Coasts PowerPoint Flashcards
What are the physical factors influencing coastal landscapes?
- winds: speed, direction and frequency
- waves: wave formation, development and breaking
- tides: tidal cycles and range
- currents: global patterns
- geology: lithology and structure
the energy of a wave is dependent on
the strength of the wind, its duration and the length of fetch
the source of energy for coastal erosion and sediment transport is
wave action
wave energy is generated by
frictional drag of winds moving across oceans; and is a result of fetch
fetch is
the length of open water which the wind can blow unobstructed
how do ocean waves build
Ocean waves build in response to the shear of wind blowing over the water surface. Higher-energy wind yields higher-energy waves. Within a passing wave, water follows a circular path. The circle radius decreases with depth.
how do waves break
As a wave approaches shore, friction slows its base.

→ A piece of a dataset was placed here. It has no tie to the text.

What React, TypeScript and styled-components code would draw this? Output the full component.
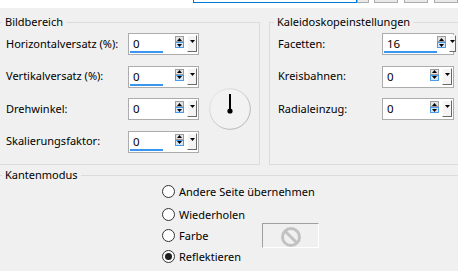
import React from 'react';
import styled, { createGlobalStyle } from 'styled-components';

const GlobalStyle = createGlobalStyle`
    html, body {
        margin: 0;
        padding: 0;
        background: #f0f0f0;
    }
    body {
        font-family: 'Noto Sans', 'Segoe UI', sans-serif;
        font-size: 11px;
        color: #000;
    }
`;

const Window = styled.div`
    width: 458px;
    height: 271px;
    overflow: hidden;
    background: #f0f0f0;
`;

const TopStrip = styled.div`
    height: 8px;
    background: #fff;
    display: flex;
    align-items: flex-start;
`;

const SearchField = styled.div`
    margin-left: 193px;
    width: 170px;
    height: 3px;
    box-sizing: border-box;
    border: 1px solid #0078d7;
    border-top: none;
    background: #fff;
`;

const StripButton = styled.div<{ $w: number; $gap: number }>`
    margin-left: ${(p) => p.$gap}px;
    width: ${(p) => p.$w}px;
    height: 3px;
    box-sizing: border-box;
    border: 1px solid #adadad;
    border-top: none;
    background: #e9e9e9;
    flex: none;
`;

const UpperRow = styled.div`
    display: flex;
    margin-top: 14px;
`;

const Group = styled.section<{ $w: number; $h: number; $open?: boolean }>`
    flex: none;
    width: ${(p) => p.$w}px;
    height: ${(p) => p.$h}px;
    box-sizing: border-box;
    border: 1px solid #dcdcdc;
    border-left: ${(p) => (p.$open ? 'none' : '1px solid #dcdcdc')};
    & + & {
        margin-left: 9px;
    }
`;

const EdgeGroup = styled.section`
    margin-top: 10px;
    border-top: 1px solid #dcdcdc;
`;

const Legend = styled.div<{ $x: number }>`
    width: fit-content;
    margin: -9px 0 0 ${(p) => p.$x}px;
    padding: 0 3px;
    line-height: 16px;
    background: #f0f0f0;
`;

const FieldGrid = styled.div<{ $label: number; $box: number; $pad: number }>`
    display: grid;
    grid-template-columns: ${(p) => p.$label}px ${(p) => p.$box}px auto;
    grid-auto-rows: 22px;
    row-gap: 10.67px;
    align-items: center;
    margin-top: 3px;
    padding-left: ${(p) => p.$pad}px;
`;

const Label = styled.div`
    grid-column: 1;
    margin-bottom: 2px;
    white-space: nowrap;
`;

const Box = styled.div`
    grid-column: 2;
    height: 22px;
    box-sizing: border-box;
    border: 1px solid #acacac;
    background: #fff;
    display: flex;
    align-items: flex-start;
`;

const ValueCell = styled.div`
    flex: 1;
    height: 100%;
    display: flex;
    flex-direction: column;
`;

const ValueText = styled.div`
    padding: 2px 0 0 4px;
    line-height: 15px;
    font-size: 11.5px;
`;

const Bar = styled.div`
    margin: auto 0 1px 1px;
    height: 3px;
    background: #3a95ef;
`;

const Spinner = styled.div`
    display: flex;
    flex-direction: column;
    margin-top: 2px;
`;

const Step = styled.div<{ $hot?: boolean }>`
    width: 9px;
    height: 6px;
    box-sizing: border-box;
    border: 1px solid ${(p) => (p.$hot ? '#4c9ae4' : '#9d9d9d')};
    background: ${(p) => (p.$hot ? '#d4e8fa' : '#e4e4e4')};
    display: flex;
    align-items: center;
    justify-content: center;
`;

const DropButton = styled.div`
    width: 10px;
    height: 17px;
    margin: 1px 1px 0 3px;
    box-sizing: border-box;
    border-top: 1px solid #fff;
    border-left: 1px solid #fff;
    border-right: 1px solid #6a6a6a;
    border-bottom: 1px solid #6a6a6a;
    background: #f4f4f4;
    display: flex;
    justify-content: center;
    padding-top: 4px;
`;

const Dial = styled.svg`
    grid-column: 3;
    grid-row: 3;
    margin-left: 10px;
    width: 42px;
    height: 42px;
    align-self: center;
`;

const RadioGrid = styled.div`
    display: grid;
    grid-template-columns: 100px auto;
    grid-template-rows: 24px 22px 21px 21px;
    align-items: center;
    margin: -4px 0 0 162px;
`;

const RadioRow = styled.label<{ $wide?: boolean }>`
    grid-column: ${(p) => (p.$wide ? '1 / -1' : '1')};
    display: flex;
    align-items: center;
    gap: 4px;
    white-space: nowrap;
`;

const RadioDot = styled.span<{ $on?: boolean }>`
    width: 13px;
    height: 13px;
    flex: none;
    box-sizing: border-box;
    border-radius: 50%;
    border: 1px solid #333;
    background: #fff;
    display: flex;
    align-items: center;
    justify-content: center;
    &::after {
        content: '';
        width: 7px;
        height: 7px;
        border-radius: 50%;
        background: ${(p) => (p.$on ? '#1f1f1f' : 'transparent')};
    }
`;

const Swatch = styled.div`
    grid-column: 2;
    grid-row: 3;
    width: 57px;
    height: 25px;
    box-sizing: border-box;
    border-top: 1px solid #a0a0a0;
    border-left: 1px solid #a0a0a0;
    border-right: 1px solid #fff;
    border-bottom: 1px solid #fff;
    display: flex;
    align-items: center;
    justify-content: center;
    padding: 2px 0 0 1px;
`;

const Arrow = ({ up }: { up?: boolean }) => (
    <svg width="5" height="3" viewBox="0 0 5 3">
        <polygon points={up ? '2.5,0 5,3 0,3' : '0,0 5,0 2.5,3'} fill="#000" />
    </svg>
);

type Field = { label: string; value: string; bar: number };

const imageFields: Field[] = [
    { label: 'Horizontalversatz (%):', value: '0', bar: 33 },
    { label: 'Vertikalversatz (%):', value: '0', bar: 33 },
    { label: 'Drehwinkel:', value: '0', bar: 0 },
    { label: 'Skalierungsfaktor:', value: '0', bar: 33 },
];

const kaleidoFields: Field[] = [
    { label: 'Facetten:', value: '16', bar: 53 },
    { label: 'Kreisbahnen:', value: '0', bar: 0 },
    { label: 'Radialeinzug:', value: '0', bar: 0 },
];

const edgeModes = ['Andere Seite übernehmen', 'Wiederholen', 'Farbe', 'Reflektieren'];

const SpinField = ({ field }: { field: Field }) => (
    <>
        <Label>{field.label}</Label>
        <Box>
            <ValueCell>
                <ValueText>{field.value}</ValueText>
                {field.bar > 0 && <Bar style={{ width: field.bar }} />}
            </ValueCell>
            <Spinner>
                <Step>
                    <Arrow up />
                </Step>
                <Step $hot>
                    <Arrow />
                </Step>
            </Spinner>
            <DropButton>
                <Arrow />
            </DropButton>
        </Box>
    </>
);

const App = () => (
    <Window>
        <GlobalStyle />
        <TopStrip>
            <SearchField />
            <StripButton $w={12} $gap={0} />
            <StripButton $w={24} $gap={5} />
            <StripButton $w={24} $gap={6} />
            <StripButton $w={24} $gap={6} />
        </TopStrip>
        <UpperRow>
            <Group $w={260} $h={143} $open>
                <Legend $x={2}>Bildbereich</Legend>
                <FieldGrid $label={122} $box={71} $pad={6}>
                    {imageFields.map((f) => (
                        <SpinField key={f.label} field={f} />
                    ))}
                    <Dial viewBox="0 0 42 42">
                        <defs>
                            <linearGradient id="ring" x1="0" y1="0" x2="1" y2="1">
                                <stop offset="0" stopColor="#ececec" />
                                <stop offset="1" stopColor="#a8a8a8" />
                            </linearGradient>
                        </defs>
                        <circle cx="21" cy="21" r="20.3" fill="#f2f2f2" stroke="url(#ring)" strokeWidth="1" />
                        <line x1="21" y1="6" x2="21" y2="23" stroke="#000" strokeWidth="2" />
                        <circle cx="21" cy="23" r="2.6" fill="#000" />
                    </Dial>
                </FieldGrid>
            </Group>
            <Group $w={200} $h={143}>
                <Legend $x={4}>Kaleidoskopeinstellungen</Legend>
                <FieldGrid $label={104} $box={72} $pad={8}>
                    {kaleidoFields.map((f) => (
                        <SpinField key={f.label} field={f} />
                    ))}
                </FieldGrid>
            </Group>
        </UpperRow>
        <EdgeGroup>
            <Legend $x={2}>Kantenmodus</Legend>
            <RadioGrid>
                {edgeModes.map((mode, i) => (
                    <RadioRow key={mode} $wide={i < 2}>
                        <RadioDot $on={mode === 'Reflektieren'} />
                        {mode}
                    </RadioRow>
                ))}
                <Swatch>
                    <svg width="22" height="22" viewBox="0 0 22 22">
                        <circle cx="11" cy="11" r="8.5" fill="none" stroke="#c2c2c2" strokeWidth="3" />
                        <line x1="5" y1="5" x2="17" y2="17" stroke="#c2c2c2" strokeWidth="3" />
                    </svg>
                </Swatch>
            </RadioGrid>
        </EdgeGroup>
    </Window>
);

export default App;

Water motion in the wave becomes more elliptical, the wave oversteepens, and it crashes ashore as a breaker.
what is tidal range
Vertical distance between the high tide and the low tide
tidal range- place with highest tidal range
The Bay of Fundy, on the east coast of Canada, is often stated to have the world’s highest tides because of its shape, bathymetry, and its distance from the continental shelf edge
A max range of 16.8 m has been recorded
what are spring tides
Spring tides occur twice each lunar month all year long without regard to the season
what is a neap tide
When the sun and moons are at right angles to each other, there is least gravitational pull, meaning the tidal range is at its lowest. The neap tide occurs 7 days after the spring tide.
Two factors that will affect the horizontal distance over which the shoreline can migrate between high and low tide
- Position of moon (neap and spring tides related to tidal range)
- Slope of shoreline- if tidal range large and slope gentle the position of the shoreline can move a long way leaving a broad tidal flat exposed to the air
When a tidal current moves towards the land and away from the sea, it…
floods
when it moves toward the sea away from the land it…
ebbs
Tidal currents that ebb and flood in opposite directions…
results in horizontal motion producing currents called ‘rectilinear’ or ‘reversing’ currents.